Ce constat d'une réflexion se focalisant sur les problèmes de la démocratie contemporaine permet d'éviter l'erreur fréquente selon laquelle le silence des intellectuels traduit un repli frileux sur l'enceinte universitaire. Pour Jean-Claude Milner, par exemple, dont l'Archéologie d'un échec (Seuil) a connu un large retentissement, l'intellectuel doit s'interdire d'intervenir dans le débat public et de sacrifier son travail au règne de l'opinion. Si le savant renonce à protéger l'espace de son propre travail, il est selon cet auteur vite condamné à devenir un histrion médiatique ou bien à se satisfaire d'un statut d'expert, au risque de devenir la caution « intellectuelle » du pouvoir politique. Mais l'éloge du savant violemment formulé par Jean-Claude Milner souffre d'une analyse par trop caricaturale (La dérive médiatique et l'illusion de l'expertise sont-elles automatiques ? N'y a-t-il que de mauvais experts, et le cri médiatique n'est-il qu'un signe d'irresponsabilité supplémentaire ?) et d'une absence de réponse à la question concernant les conditions du débat démocratique (Milner l'insinue lui-même à propos de l'affaire du sida où le savant ne s'est pas toujours démarqué des experts). Si la double critique de l'intellectuel médiatique – celui dont la figure est visible sur le petit écran – et de l'intellectuel-expert est légitime, elle ne doit pas faire l'impasse sur toute une part de la production intellectuelle contemporaine portant sur les métamorphoses de nos démocraties individualistes (conditions de la justice sociale, métamorphoses de l'État-providence, mutation de la société salariale à un moment où la valeur-travail est remise en cause).

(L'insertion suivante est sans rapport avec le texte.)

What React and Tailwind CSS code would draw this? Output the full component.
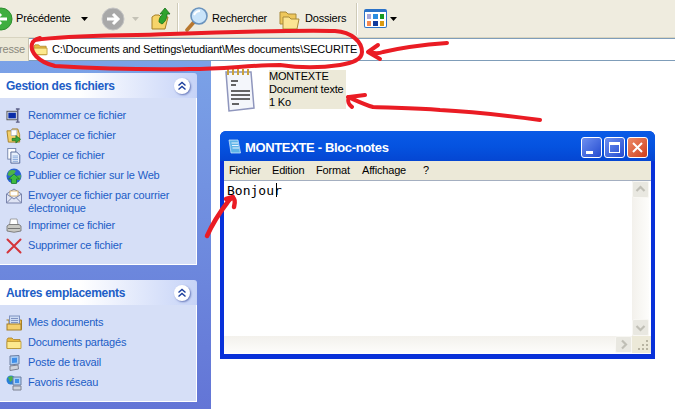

Qui sont les intellectuels ?
S'il y a un retour des intellectuels, ce n'est pourtant pas sur le terrain du contenu et de la production éditoriale qu'il faut le placer, tant la vie intellectuelle est aujourd'hui liée à l'exhibition médiatique. Mais le message, très contemporain, de ceux-ci est indissociable de la décomposition de la scène politique nationale et internationale : l'intellectuel qui se fait entendre aujourd'hui est celui qui dénonce avec force l'impuissance de l'action politique. En ce sens, l'intellectuel intervient par défaut : il se manifeste là où la parole politique est défaillante ou a perdu toute crédibilité. Les médias prisent d'autant plus les intellectuels et contribuent d'autant plus à leur médiatisation qu'ils viennent dénoncer l'incurie politique.